TDM Example
An organization wants to enforce a policy to mask sensitive employee stock data in a large data processing environment.
The IT department needs test data for a new employee stock plan in an organization. The organization must ensure that the sensitive data is not compromised in the test data. The test database must contain representative data from the various application environments, including employee personal data, salary data, stock purchases, and job information. Multiple test teams must be able to access the test data and replace modified test data with the original test data when required. The organization uses TDM to establish and enforce a policy for creating the data in the test environment and to store and reuse the test data in the test data mart.
The organization completes the following steps:
- 1. Create a policy. The compliance officer determines the type of employee data that should be masked. The compliance officer creates an Employee_Stock policy.
- 2. Define data domains. The compliance officer defines data domains to group similar fields for data masking. For example, the data contains columns called Employee_Salary, Yearly_Salary, and Salary_History. All columns that contain "Salary" in the name belong to the same data domain. All columns in the same data domain can receive the same data masking rules.
- 3. Define data masking rules. The compliance officer creates data masking rules to mask the employee data. For example, the compliance officer masks employee names with substitution masking from a dictionary. The compliance officer applies random masking to the salary columns. He applies Social Security masking to Social Security numbers.
- 4. Define a project. A project developer defines an Employee_Stock project and imports the data sources to the project. The project developer performs all the data subset, data profiling, and data masking configuration in the project.
- 5. Run a profile for data discovery. The project developer runs a profile for data discovery. The profile identifies sensitive columns in the source tables and it populates the data domains that the compliance officer defined in the policy.
- 6. Create table relationships. The database does not contain primary and foreign keys. The project developer runs a profile for primary keys and entities to find relationships between tables. The project developer examines the primary key profile results and the entity profile results to create relationships. The project developer creates logical primary and foreign keys in the tables. In some cases, the project developer selects an entity to use from the profile results.
- 7. Create entities and groups for data subset. With the constraints in place, the project developer can create entities in an Employee_Stock project. An entity defines a set of related source tables based on constraints. The project includes the Employee, JobHistory, Salary, and Employee_Stock tables. The project developer also creates a group in the project. A group defines unrelated tables to include in the test database. The group includes a table called Stock_History.
- 8. Approve or reject profile job results. The compliance officer reviews the results and approves or rejects the column assignments to the data domains.
- 9. Verify all sensitive fields are masked. The compliance officer reviews reports that describe what source data is masked in the project.
- 10. Create a plan to run data subset and data masking. The project developer creates one plan to run the data masking and subset operations in a workflow.

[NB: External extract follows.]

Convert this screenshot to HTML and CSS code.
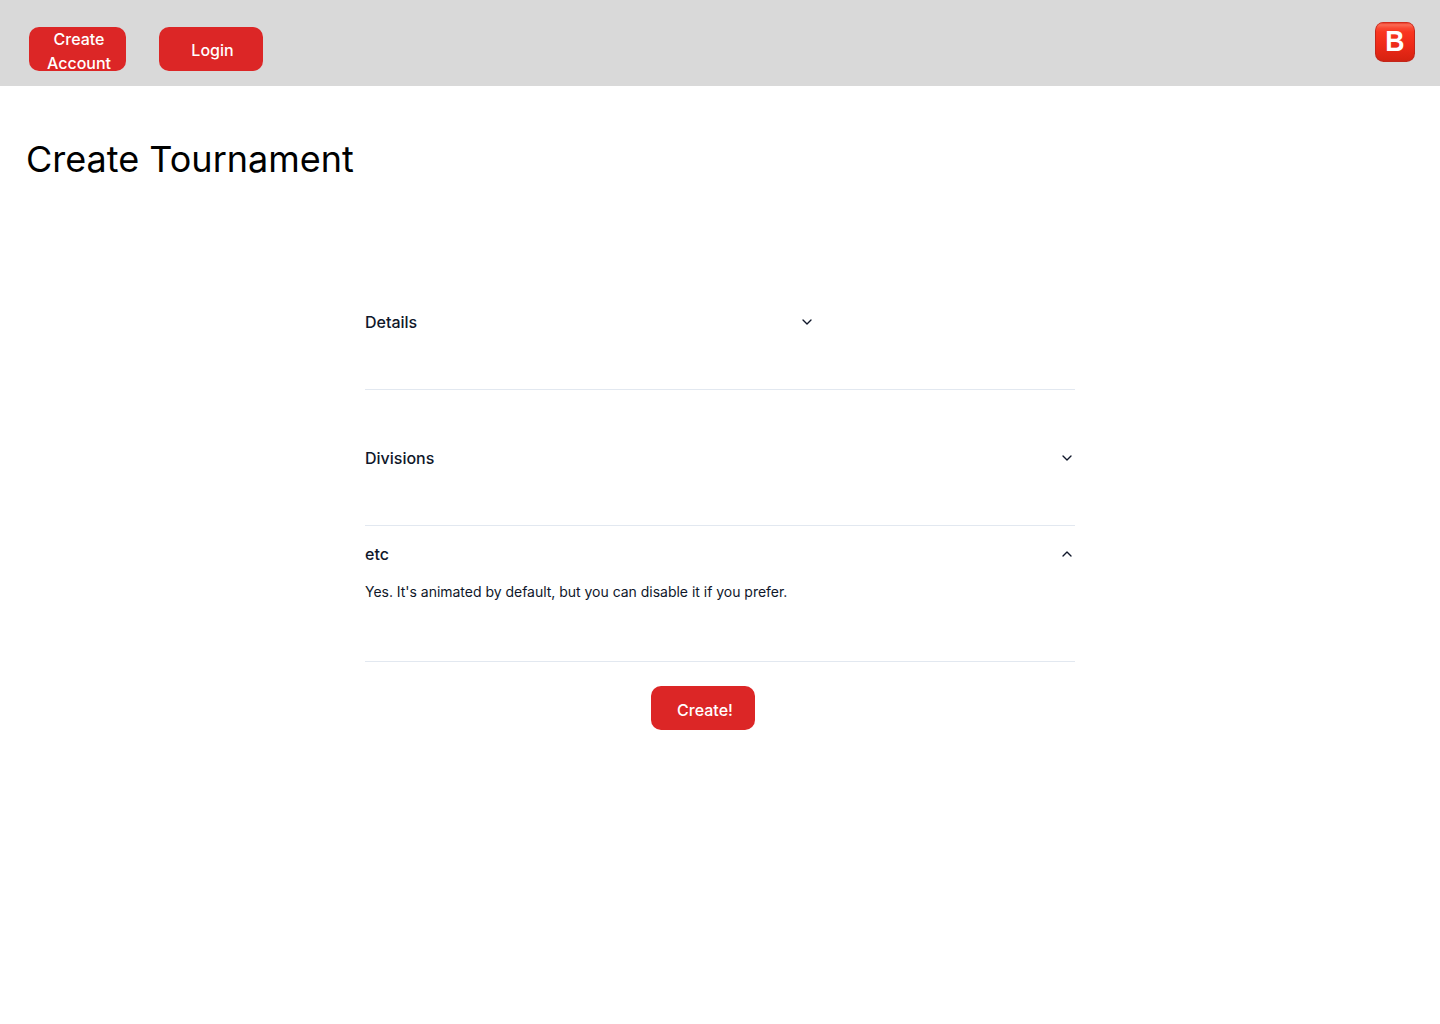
FILE: index.html
```html
<!DOCTYPE html>
<html lang="en">
<head>
<meta charset="utf-8">
<title>Create Tournament</title>
<link rel="stylesheet" href="styles.css">
</head>
<body>
<header class="topbar">
  <nav class="actions">
    <button class="btn btn-account">Create Account</button>
    <button class="btn btn-login">Login</button>
  </nav>
  <svg class="logo" viewBox="0 0 40 40" role="img" aria-label="B">
    <defs>
      <linearGradient id="face" x1="0" y1="0" x2="0" y2="1">
        <stop offset="0" stop-color="#e2321f"/>
        <stop offset=".06" stop-color="#fb6a54"/>
        <stop offset=".15" stop-color="#f94832"/>
        <stop offset=".25" stop-color="#f93620"/>
        <stop offset=".6" stop-color="#ee2a18"/>
        <stop offset="1" stop-color="#d62210"/>
      </linearGradient>
    </defs>
    <rect width="40" height="40" rx="8.5" fill="#c4261a"/>
    <rect x="1" y=".5" width="38" height="38" rx="7.5" fill="url(#face)"/>
    <text class="logo-letter" transform="translate(20 29.4) scale(.92 1)" text-anchor="middle">B</text>
  </svg>
</header>
<main class="page">
  <h1 class="title">Create Tournament</h1>
  <div class="form">
    <section class="item">
      <div class="trigger trigger-short"><span>Details</span>
        <svg class="chevron" viewBox="0 0 16 16"><path d="M4 6l4 4 4-4"/></svg></div>
    </section>
    <section class="item">
      <div class="trigger"><span>Divisions</span>
        <svg class="chevron" viewBox="0 0 16 16"><path d="M4 6l4 4 4-4"/></svg></div>
    </section>
    <section class="item item-open">
      <div class="trigger"><span>etc</span>
        <svg class="chevron" viewBox="0 0 16 16"><path d="M12 10L8 6l-4 4"/></svg></div>
      <p class="answer">Yes. It's animated by default, but you can disable it if you prefer.</p>
    </section>
    <button class="btn btn-create">Create!</button>
  </div>
</main>
</body>
</html>
```
FILE: styles.css
```css
* { box-sizing: border-box; }
body { margin: 0; min-height: 1024px; background: #fff; color: #0f172a; font-family: Inter, sans-serif; }
.topbar { display: flex; justify-content: space-between; height: 86px; padding: 22px 25px 0 29px; background: #d9d9d9; }
.actions { display: flex; gap: 33px; padding-top: 5px; }
.btn { display: flex; align-items: center; justify-content: center; height: 44px; padding: 0; border: 0; border-radius: 10px; background: #dc2626; color: #fff; font: 500 16px/24px Inter, sans-serif; text-align: center; }
.btn-account { width: 97px; padding: 3px 14px 0 17px; }
.btn-login { width: 104px; padding: 1px 0 0 3px; }
.logo { width: 40px; height: 40px; }
.logo-letter { fill: #fff; font: 700 29px "Liberation Sans", sans-serif; }
.title { margin: 0; padding: 49px 26px 0; color: #000; font-size: 36px; font-weight: 400; line-height: 48px; }
.form { width: 710px; margin: 71px auto 0; }
.item { height: 136px; padding-top: 56px; border-bottom: 1px solid #e2e8f0; }
.item-open { padding-top: 16px; }
.trigger { display: flex; align-items: center; justify-content: space-between; height: 24px; font-size: 16px; font-weight: 500; line-height: 24px; }
.trigger-short { width: 450px; }
.chevron { width: 16px; height: 16px; fill: none; stroke: #0f172a; stroke-width: 1.33; stroke-linecap: round; stroke-linejoin: round; }
.answer { margin: 16px 0 0; font-size: 14px; line-height: 20px; letter-spacing: -0.02px; }
.btn-create { width: 104px; margin: 24px 0 0 286px; padding: 4px 0 0 4px; }
```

The project developer adds the entities and groups to the plan to define which data to copy to the subset database. The project developer adds the Employee_Stock policy to the plan to define how to mask the data. When the project developer runs a workflow from the plan, the PowerCenter Integration Service runs the workflow and loads the masked data into the subset database.
- 11. The compliance officer validates the results in the subset database.
- 12. Create a plan to move the masked data subset to the test data mart. The project developer creates a plan with the subset database as the source connection and the test data warehouse as the target connection. When the project developer runs a workflow from the plan, the PowerCenter Integration Service runs the workflow and loads the masked data as a data set in the test data mart.
- 13. Reset a data set from the test data mart. The project developer runs a reset operation on the data set to restore the original test data to the required connection. When the reset operation runs, the PowerCenter Integration Service runs the workflow and loads the data set from the test data mart to the target connection.